Web page code records:
--*--
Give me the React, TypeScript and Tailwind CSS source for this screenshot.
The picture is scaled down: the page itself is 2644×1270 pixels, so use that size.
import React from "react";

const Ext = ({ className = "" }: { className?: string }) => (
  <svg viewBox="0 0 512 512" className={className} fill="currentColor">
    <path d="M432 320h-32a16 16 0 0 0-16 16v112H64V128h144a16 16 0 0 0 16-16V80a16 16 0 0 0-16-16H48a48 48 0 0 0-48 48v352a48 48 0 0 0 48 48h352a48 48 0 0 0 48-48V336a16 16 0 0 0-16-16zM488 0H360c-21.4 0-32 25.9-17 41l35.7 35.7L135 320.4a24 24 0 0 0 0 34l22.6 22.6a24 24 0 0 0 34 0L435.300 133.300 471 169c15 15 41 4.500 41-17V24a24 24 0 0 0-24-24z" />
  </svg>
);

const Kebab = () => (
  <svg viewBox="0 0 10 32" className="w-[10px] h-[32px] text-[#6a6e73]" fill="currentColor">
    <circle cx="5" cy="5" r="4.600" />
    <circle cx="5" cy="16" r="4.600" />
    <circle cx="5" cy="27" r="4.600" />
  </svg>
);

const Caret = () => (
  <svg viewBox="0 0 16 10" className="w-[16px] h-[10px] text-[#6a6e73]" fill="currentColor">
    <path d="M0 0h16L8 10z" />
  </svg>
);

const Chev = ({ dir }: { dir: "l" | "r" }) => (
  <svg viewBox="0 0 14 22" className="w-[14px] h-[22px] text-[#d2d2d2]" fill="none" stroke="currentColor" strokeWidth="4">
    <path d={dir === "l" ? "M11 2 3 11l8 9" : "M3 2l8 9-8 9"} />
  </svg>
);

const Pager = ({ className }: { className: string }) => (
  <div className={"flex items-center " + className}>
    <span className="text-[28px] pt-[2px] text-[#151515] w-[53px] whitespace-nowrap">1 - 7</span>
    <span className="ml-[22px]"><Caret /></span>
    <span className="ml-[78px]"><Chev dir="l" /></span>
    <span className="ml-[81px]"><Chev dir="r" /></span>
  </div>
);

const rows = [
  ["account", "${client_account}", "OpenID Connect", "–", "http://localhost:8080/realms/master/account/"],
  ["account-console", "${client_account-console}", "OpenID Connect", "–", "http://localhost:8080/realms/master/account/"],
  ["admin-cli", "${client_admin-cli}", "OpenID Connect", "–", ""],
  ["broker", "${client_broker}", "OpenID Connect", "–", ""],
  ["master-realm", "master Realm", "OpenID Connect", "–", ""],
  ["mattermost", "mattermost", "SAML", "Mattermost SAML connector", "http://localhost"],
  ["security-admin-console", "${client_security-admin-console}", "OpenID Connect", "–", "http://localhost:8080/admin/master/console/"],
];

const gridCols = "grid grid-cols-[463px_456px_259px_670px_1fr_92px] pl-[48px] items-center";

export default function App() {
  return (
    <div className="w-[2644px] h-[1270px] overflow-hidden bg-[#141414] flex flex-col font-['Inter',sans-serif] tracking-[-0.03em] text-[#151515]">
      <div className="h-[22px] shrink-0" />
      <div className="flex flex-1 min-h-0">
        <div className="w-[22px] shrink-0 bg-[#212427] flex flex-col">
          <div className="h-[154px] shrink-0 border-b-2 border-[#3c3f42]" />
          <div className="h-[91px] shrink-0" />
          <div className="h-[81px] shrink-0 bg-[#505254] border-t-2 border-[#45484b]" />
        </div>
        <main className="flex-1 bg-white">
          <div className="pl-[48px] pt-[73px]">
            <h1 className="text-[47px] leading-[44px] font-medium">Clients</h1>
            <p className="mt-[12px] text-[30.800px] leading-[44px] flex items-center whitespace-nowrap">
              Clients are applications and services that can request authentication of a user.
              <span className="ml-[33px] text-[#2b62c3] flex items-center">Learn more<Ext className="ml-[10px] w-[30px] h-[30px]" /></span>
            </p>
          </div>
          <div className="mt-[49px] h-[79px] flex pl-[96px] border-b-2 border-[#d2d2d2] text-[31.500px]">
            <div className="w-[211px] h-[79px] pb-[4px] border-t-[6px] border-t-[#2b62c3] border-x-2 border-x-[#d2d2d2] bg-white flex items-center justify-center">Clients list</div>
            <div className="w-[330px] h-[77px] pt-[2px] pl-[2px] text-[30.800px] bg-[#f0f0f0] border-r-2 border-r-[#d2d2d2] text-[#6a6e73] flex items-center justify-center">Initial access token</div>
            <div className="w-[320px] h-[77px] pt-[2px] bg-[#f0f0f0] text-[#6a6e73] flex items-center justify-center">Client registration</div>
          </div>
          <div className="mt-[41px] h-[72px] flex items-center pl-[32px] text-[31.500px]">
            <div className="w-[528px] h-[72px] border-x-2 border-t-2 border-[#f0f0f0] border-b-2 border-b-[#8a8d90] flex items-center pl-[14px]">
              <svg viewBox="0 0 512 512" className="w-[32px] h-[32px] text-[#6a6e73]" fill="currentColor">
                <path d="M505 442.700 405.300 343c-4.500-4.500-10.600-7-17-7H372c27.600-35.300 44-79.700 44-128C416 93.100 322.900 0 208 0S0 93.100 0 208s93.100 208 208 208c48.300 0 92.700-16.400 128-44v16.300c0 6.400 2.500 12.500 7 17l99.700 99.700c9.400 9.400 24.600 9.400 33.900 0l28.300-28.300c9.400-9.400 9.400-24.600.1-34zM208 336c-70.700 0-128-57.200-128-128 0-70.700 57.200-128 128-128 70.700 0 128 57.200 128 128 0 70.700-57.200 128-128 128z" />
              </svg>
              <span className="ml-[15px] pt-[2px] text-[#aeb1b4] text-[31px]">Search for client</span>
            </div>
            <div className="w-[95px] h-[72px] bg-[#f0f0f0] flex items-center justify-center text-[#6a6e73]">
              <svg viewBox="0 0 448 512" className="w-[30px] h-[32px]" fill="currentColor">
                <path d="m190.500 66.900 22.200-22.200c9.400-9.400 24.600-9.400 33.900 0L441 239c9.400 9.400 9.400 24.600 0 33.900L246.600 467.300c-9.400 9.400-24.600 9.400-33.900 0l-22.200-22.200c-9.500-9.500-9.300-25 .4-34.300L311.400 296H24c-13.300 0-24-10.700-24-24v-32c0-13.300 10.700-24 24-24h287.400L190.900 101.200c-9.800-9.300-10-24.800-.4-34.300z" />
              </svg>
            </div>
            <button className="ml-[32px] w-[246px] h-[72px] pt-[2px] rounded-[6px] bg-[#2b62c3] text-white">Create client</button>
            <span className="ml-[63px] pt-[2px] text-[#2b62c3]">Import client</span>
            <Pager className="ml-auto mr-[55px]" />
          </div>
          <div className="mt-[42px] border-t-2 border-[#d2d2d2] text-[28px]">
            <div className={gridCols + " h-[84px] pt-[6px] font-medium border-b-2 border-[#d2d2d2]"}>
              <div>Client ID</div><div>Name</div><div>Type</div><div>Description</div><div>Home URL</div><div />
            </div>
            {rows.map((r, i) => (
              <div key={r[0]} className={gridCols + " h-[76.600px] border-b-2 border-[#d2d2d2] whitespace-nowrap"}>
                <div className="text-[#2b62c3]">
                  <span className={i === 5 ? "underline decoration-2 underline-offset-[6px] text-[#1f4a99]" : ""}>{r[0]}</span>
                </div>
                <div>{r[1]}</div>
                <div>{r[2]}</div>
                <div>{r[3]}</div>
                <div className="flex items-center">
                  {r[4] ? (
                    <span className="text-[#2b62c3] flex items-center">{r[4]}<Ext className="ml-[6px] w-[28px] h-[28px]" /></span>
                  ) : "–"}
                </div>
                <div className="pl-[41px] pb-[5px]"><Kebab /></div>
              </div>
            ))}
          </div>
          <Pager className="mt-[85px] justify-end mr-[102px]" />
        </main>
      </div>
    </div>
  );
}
--*--
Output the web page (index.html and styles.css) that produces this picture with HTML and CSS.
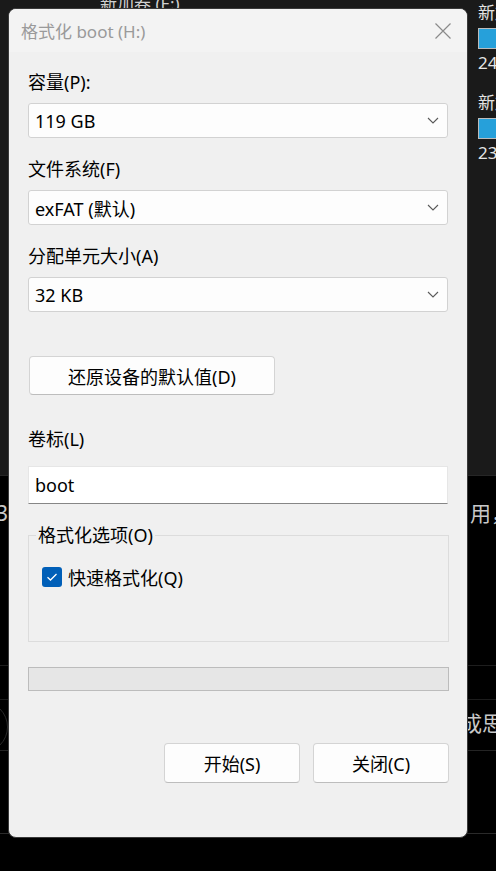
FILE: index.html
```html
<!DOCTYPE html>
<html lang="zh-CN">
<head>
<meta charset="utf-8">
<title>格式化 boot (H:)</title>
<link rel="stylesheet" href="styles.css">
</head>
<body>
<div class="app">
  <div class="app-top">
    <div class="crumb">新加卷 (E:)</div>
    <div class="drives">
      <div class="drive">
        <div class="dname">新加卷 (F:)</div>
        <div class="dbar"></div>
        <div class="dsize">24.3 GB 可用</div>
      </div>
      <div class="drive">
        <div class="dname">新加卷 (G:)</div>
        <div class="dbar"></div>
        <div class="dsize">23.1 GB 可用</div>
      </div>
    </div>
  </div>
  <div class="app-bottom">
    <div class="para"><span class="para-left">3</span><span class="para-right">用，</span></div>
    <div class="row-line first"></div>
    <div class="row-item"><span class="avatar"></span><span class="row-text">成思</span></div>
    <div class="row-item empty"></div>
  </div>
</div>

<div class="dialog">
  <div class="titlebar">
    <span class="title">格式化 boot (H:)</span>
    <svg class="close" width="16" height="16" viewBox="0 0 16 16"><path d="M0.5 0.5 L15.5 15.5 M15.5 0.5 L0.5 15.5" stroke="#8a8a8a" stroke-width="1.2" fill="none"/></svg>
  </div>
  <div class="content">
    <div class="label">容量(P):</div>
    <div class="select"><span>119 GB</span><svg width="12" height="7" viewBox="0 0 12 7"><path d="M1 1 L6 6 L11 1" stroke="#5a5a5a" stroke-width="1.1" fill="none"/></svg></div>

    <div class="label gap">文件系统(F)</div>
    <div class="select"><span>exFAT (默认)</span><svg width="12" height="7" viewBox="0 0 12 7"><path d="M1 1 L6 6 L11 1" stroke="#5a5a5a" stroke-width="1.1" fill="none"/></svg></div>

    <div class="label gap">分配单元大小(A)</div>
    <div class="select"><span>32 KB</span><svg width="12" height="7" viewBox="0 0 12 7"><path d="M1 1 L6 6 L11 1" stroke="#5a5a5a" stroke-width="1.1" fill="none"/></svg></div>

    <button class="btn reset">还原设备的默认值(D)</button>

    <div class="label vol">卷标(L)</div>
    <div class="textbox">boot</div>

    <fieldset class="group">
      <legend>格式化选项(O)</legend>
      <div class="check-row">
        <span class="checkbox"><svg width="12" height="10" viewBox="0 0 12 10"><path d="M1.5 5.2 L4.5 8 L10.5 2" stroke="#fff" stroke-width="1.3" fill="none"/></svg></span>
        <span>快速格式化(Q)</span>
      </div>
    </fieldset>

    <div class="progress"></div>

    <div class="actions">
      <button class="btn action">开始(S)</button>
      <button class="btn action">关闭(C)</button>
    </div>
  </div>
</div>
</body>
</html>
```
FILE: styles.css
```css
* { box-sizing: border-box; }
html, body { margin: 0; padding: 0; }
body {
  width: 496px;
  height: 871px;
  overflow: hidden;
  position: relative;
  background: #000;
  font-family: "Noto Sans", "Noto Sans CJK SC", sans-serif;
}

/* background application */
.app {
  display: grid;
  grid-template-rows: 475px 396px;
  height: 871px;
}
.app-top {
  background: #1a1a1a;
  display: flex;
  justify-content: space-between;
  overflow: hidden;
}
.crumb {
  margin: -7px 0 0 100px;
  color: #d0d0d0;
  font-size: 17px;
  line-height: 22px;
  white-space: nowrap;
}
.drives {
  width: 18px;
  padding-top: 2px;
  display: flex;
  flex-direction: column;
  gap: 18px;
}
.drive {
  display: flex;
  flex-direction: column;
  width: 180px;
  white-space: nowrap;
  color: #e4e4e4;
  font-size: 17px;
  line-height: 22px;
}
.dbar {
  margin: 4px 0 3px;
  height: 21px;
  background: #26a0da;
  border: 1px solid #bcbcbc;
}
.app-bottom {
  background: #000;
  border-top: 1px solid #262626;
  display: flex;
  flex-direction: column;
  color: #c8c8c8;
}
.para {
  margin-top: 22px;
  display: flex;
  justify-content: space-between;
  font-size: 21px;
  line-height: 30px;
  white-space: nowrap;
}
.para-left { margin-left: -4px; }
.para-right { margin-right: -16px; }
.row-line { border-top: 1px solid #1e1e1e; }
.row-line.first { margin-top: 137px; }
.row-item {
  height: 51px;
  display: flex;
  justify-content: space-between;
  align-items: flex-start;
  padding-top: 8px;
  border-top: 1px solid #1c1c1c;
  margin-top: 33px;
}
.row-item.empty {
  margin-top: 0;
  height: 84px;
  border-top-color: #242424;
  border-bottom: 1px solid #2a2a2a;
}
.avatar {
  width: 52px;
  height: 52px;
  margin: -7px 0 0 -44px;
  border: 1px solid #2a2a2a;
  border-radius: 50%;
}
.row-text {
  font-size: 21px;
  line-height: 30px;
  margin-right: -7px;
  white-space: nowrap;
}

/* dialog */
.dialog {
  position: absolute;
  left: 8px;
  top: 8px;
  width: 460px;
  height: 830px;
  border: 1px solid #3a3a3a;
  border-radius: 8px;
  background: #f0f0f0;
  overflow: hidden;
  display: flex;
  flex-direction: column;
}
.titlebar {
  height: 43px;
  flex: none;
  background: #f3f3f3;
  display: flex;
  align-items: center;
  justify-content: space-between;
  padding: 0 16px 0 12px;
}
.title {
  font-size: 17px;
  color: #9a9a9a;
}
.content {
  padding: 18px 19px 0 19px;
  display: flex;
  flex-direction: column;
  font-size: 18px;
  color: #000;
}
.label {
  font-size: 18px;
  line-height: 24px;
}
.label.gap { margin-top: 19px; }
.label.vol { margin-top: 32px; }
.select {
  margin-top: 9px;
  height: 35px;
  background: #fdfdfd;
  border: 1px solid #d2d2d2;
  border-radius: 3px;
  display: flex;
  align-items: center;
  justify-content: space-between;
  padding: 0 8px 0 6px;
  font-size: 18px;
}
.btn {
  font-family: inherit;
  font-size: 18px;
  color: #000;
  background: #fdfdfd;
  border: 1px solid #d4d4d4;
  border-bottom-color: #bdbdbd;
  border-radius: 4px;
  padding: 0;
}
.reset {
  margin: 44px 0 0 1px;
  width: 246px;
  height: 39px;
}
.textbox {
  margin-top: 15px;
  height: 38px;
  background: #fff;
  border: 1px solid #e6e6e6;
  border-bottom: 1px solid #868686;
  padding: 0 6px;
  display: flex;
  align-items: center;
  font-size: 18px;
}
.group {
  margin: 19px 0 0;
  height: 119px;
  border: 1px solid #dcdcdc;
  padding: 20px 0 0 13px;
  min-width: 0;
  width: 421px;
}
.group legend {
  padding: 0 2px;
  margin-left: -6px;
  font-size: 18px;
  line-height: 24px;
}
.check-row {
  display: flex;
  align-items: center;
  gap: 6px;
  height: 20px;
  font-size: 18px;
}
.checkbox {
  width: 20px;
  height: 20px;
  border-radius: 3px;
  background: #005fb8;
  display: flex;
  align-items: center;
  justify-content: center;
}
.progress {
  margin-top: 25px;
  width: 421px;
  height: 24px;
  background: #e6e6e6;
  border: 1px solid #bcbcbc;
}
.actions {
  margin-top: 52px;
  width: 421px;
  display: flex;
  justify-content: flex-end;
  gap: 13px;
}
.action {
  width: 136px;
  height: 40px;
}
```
--*--
DIRECTIONS.
From the records above, transcribe without alteration every line from the one with "Give me the" to the one with "import React from", inclusive.

THE SOLUTION.
Give me the React, TypeScript and Tailwind CSS source for this screenshot.
The picture is scaled down: the page itself is 2644×1270 pixels, so use that size.
import React from "react";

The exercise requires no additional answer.